The overall risk level for Mexico remained the same in the bulletin, but the warning comes after a number of reported incidents in recent months including an attack in November on an Italian flagged vessel off the state of Campeche.

It essentially entirely suggested not traveling to Colima, Guerrero, Michoacan, Sinaloa and Tamaulipas due to cartel-related crime.

Only several states have a level 4 warning affiliated to them, below, as well as the reasons:

  1. Colima state – Violent crime and gang activity are widespread. Specifically, US government employees are forbidden from traveling to Tecoman, within 20 km of the Colima/Michoacan border and on the highway towards the Jalisco border;
  2. Guerrero state – Crime and violence are widespread. Armed groups operate independently of the government in many areas of Guerrero. Members of these groups frequently maintain roadblocks and may use violence towards travelers. US government employees are forbidden from traveling to several cities;
  3. Michoacán state – Crime and violence are widespread. And US government employees have limited travel allowed to several areas;
  4. Sinaloa state – Violent crime is widespread. Criminal organizations are based and operating in Sinaloa state. US government employees may be allowed limited travel to some areas. But it is very obvious why travel to the Sinaloa is forbidden.
  5. Tamaulipas state – Organized crime activity – including gun battles, murder, armed robbery, carjacking, kidnapping, forced disappearances, extortion, and sexual assault – is common along the northern border and in Ciudad Victoria. Criminal groups target public and private passenger buses as well as private automobiles traveling through Tamaulipas, often taking passengers hostage and demanding ransom payments. Heavily armed members of criminal groups often patrol areas of the state in marked and unmarked vehicles and operate with impunity particularly along the border region from Reynosa northwest to Nuevo Laredo. In these areas, local law enforcement has limited capability to respond to crime incidents. There are greater law enforcement capabilities in the tri-city area of Tampico, Ciudad Madero, and Altamira, which has a lower rate of violent criminal activity compared to the rest of the state.

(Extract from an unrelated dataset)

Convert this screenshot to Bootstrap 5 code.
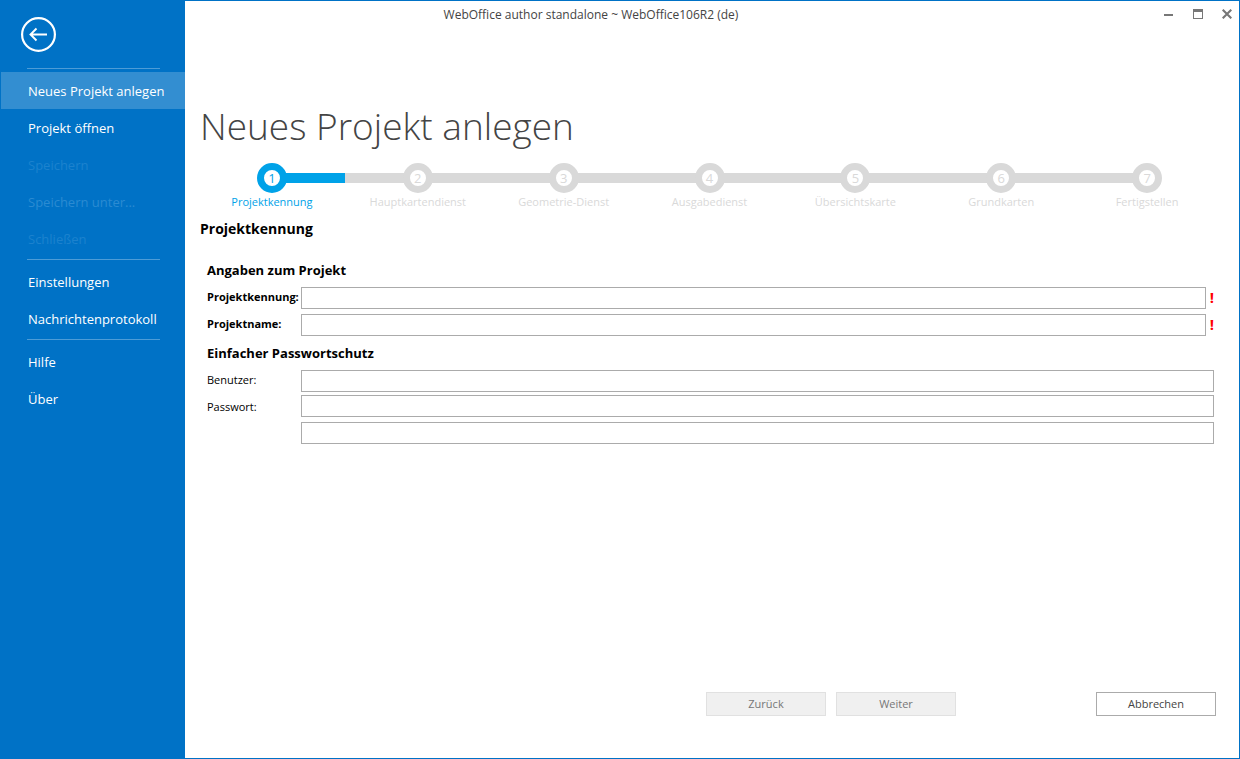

These are, in fact, the states where the cartels are operating with the most freedom, frequently carrying out killings of civilians, competitors and even authorities.

Tamaulipas is an exception, because there is also a risk of kidnapping there, in addition to just “crime.”

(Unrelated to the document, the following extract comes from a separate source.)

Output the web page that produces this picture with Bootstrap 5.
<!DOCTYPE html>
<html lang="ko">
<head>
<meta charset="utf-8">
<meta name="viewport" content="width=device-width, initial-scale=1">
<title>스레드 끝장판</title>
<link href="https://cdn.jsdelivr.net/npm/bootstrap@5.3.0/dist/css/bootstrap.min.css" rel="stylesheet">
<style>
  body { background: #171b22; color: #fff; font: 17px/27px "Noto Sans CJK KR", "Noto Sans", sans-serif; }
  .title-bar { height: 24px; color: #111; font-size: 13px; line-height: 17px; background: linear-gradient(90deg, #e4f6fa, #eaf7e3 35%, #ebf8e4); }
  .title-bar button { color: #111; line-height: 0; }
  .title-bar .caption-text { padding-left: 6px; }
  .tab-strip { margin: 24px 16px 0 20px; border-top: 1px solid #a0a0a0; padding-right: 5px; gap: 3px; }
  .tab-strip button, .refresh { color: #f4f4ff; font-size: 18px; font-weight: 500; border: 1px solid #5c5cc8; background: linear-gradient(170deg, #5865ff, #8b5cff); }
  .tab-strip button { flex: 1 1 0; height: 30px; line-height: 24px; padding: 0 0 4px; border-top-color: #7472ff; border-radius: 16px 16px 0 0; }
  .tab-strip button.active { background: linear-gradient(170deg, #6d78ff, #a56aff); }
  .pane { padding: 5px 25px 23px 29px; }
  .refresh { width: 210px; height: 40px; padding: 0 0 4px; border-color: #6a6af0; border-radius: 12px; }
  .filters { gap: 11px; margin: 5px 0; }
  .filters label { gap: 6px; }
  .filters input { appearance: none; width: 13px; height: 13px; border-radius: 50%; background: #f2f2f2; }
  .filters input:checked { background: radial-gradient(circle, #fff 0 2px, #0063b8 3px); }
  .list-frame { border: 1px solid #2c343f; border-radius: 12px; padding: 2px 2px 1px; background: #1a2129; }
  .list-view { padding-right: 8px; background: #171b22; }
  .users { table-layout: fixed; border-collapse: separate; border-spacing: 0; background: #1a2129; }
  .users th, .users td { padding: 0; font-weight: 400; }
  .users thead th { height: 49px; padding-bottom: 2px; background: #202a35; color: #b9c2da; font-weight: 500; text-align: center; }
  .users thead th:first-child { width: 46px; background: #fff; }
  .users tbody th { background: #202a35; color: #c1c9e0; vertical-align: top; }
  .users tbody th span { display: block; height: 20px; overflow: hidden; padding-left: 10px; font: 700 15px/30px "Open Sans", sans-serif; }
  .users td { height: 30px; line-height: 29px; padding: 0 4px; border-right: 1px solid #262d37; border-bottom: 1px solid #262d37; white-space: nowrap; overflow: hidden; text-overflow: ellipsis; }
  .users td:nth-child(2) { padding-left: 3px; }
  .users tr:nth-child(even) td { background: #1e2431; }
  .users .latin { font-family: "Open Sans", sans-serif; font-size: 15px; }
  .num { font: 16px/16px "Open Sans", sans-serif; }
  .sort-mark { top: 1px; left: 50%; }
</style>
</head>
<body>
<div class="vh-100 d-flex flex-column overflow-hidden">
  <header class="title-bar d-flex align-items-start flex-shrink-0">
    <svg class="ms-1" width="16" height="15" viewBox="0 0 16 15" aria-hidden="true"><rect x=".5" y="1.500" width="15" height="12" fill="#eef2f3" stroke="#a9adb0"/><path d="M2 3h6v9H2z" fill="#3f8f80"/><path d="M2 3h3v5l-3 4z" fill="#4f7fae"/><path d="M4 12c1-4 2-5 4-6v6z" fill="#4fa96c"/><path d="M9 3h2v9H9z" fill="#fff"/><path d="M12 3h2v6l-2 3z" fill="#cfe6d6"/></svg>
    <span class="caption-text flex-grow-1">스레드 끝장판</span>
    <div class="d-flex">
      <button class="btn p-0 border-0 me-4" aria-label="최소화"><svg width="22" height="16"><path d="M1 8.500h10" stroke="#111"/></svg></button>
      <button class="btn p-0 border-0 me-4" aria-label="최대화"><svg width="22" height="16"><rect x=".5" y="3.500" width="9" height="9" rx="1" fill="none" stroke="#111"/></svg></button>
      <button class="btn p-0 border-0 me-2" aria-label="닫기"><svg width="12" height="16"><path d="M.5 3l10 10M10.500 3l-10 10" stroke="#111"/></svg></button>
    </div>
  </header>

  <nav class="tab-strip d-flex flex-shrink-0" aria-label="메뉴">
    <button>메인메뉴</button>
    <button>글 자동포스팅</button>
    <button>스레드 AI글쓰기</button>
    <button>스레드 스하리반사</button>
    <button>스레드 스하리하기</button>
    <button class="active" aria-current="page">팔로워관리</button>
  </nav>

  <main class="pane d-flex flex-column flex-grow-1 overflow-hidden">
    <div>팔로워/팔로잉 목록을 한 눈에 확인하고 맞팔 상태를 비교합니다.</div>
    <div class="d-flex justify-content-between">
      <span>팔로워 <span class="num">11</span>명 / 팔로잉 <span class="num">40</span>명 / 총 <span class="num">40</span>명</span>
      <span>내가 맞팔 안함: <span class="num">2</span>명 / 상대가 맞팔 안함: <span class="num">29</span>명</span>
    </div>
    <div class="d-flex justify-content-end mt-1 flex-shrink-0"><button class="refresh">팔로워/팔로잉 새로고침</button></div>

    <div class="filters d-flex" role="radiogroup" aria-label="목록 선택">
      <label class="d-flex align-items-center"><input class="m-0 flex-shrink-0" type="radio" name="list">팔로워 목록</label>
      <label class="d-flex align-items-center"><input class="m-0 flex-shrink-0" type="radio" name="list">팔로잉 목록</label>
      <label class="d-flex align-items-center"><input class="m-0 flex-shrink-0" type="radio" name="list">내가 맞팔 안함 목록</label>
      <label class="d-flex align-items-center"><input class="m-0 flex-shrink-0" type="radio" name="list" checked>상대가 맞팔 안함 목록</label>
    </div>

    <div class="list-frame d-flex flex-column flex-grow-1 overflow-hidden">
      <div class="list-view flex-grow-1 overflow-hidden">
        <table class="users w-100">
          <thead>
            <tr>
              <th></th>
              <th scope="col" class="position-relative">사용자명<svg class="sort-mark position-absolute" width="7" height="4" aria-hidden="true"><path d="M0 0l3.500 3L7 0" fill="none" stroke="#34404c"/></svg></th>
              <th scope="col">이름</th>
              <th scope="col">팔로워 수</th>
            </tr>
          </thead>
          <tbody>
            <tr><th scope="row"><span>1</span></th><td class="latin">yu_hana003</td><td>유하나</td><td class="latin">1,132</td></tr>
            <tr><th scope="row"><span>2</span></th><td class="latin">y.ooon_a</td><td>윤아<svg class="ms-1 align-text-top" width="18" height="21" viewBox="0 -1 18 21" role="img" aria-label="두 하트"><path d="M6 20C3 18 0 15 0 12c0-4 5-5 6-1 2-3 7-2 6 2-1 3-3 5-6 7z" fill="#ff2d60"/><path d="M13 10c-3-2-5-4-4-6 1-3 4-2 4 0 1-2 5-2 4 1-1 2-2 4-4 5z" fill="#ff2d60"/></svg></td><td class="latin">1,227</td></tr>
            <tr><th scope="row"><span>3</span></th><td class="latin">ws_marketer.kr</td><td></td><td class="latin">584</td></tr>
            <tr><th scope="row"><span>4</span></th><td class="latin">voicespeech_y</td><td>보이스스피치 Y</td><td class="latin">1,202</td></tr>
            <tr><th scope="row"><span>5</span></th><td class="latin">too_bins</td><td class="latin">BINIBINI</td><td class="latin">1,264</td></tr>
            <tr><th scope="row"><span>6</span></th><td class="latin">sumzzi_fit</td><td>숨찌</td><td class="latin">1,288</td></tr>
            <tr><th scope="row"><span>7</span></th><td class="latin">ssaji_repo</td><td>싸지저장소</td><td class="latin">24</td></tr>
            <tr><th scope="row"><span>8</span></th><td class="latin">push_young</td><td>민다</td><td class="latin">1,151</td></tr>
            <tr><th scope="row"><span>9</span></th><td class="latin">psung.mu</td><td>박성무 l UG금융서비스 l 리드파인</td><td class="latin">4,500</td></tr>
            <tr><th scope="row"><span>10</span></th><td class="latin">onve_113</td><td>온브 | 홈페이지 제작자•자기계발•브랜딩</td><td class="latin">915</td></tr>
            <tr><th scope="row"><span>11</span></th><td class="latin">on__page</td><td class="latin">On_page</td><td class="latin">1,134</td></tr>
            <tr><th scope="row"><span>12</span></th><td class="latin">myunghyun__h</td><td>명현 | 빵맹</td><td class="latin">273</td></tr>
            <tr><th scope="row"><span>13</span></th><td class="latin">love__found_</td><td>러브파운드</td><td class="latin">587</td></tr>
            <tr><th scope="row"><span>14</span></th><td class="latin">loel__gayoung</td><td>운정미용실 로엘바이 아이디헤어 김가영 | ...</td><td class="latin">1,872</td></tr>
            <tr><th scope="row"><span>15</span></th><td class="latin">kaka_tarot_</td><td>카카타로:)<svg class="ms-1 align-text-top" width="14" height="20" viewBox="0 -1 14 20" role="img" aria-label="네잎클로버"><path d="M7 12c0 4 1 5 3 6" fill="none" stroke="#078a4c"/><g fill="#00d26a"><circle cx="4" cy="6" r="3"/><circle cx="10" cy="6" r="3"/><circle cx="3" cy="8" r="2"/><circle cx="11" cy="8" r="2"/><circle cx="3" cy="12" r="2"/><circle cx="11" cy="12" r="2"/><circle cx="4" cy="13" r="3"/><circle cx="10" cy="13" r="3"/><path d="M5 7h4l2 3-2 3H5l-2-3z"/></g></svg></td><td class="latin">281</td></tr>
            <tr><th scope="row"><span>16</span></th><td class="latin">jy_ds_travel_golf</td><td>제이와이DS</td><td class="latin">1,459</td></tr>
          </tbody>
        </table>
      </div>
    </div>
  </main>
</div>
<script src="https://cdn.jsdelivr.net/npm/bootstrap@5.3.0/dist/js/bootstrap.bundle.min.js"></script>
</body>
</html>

There is a specific warning of piracy in the Gulf of Mexico, and the Department of State warned about the threat posed by pirates to boats and oil installations in the southern Gulf of Mexico.

This is yet another sign that Mexican authorities are losing grip on the fight against the cartels.

“Armed criminal groups have been known to target and rob commercial vessels, oil platforms, and offshore supply vessels in the Bay of Campeche area in the southern Gulf of Mexico,” the U.S. State Department said.

Piracy has been a significant issue in the Bay of Campeche for years. Criminals pose as fishermen and attempt to board offshore platforms and vessels in the Gulf, according to reports in Mexican media.

According to a report from January 2019, there was a 310-percent increase in pirate activity in the southern Gulf of Mexico over the three years to end-2018, from 48 attacks in 2016 to as many as 197 in 2018.

Witnesses said the pirates travelled in fast boats, boarded platforms, and threatened crews with guns before stealing whatever happened to be of value, from drilling equipment to screws

Sometimes they even went as far as stealing crude oil from the platforms directly.